An essay or discussion graded “C” displays a satisfactory response to the assignment; a “C” is not a penalty grade. The “C” paper may present the central idea in general terms, depending on platitudes or clichés to develop it points. While it usually shows some pattern of organization, transitions from point to point may be less fluent than in an “A” or “B” paper. Support may be in the form of generalizations or examples that are not relevant. Sentence structure may be repetitive and word choice imprecise. The “C” paper may contain mechanical errors, but these should not be numerous or hinder the communication of ideas. A paper that has few errors but relies on superficial reasoning or broad generalizations will receive a “C.”
An essay or discussion may be graded “D” for a variety of reasons. It may respond inappropriately to the topic or fail to present a clear thesis. It may be organized illogically, with few internal transitions between ideas. Paragraphs may not relate to the central idea, may lack development, or may rely solely on repetition and generalization. The “D” paper may contain sentences that lack variety and may exhibit frequently inappropriate or limited word choice. A paper graded “D” often contains frequent errors in sentence structure, grammar, punctuation, and spelling.

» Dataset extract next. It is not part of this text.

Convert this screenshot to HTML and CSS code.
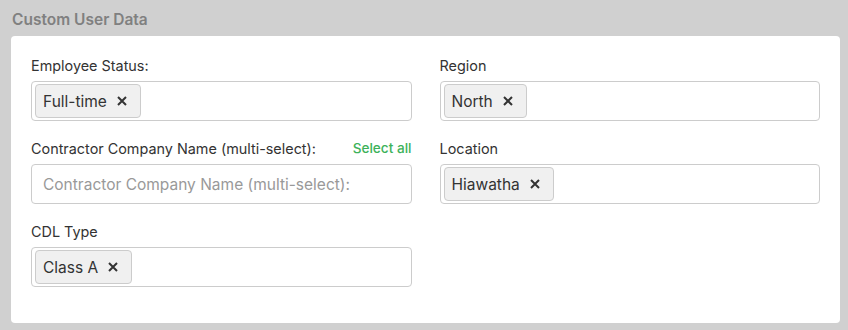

An essay or discussion may be graded “F” for any one or more of the following reasons. It may lack a thesis and display no clear logical pattern. Development may lack complexity, may be repetitive, or may be unduly brief. Paragraphs may be absent or undeveloped and disorganized. Numerous mechanical errors may impede the clear communication of ideas. Occasionally a paper will be graded “F” because it does not respond to the assignment.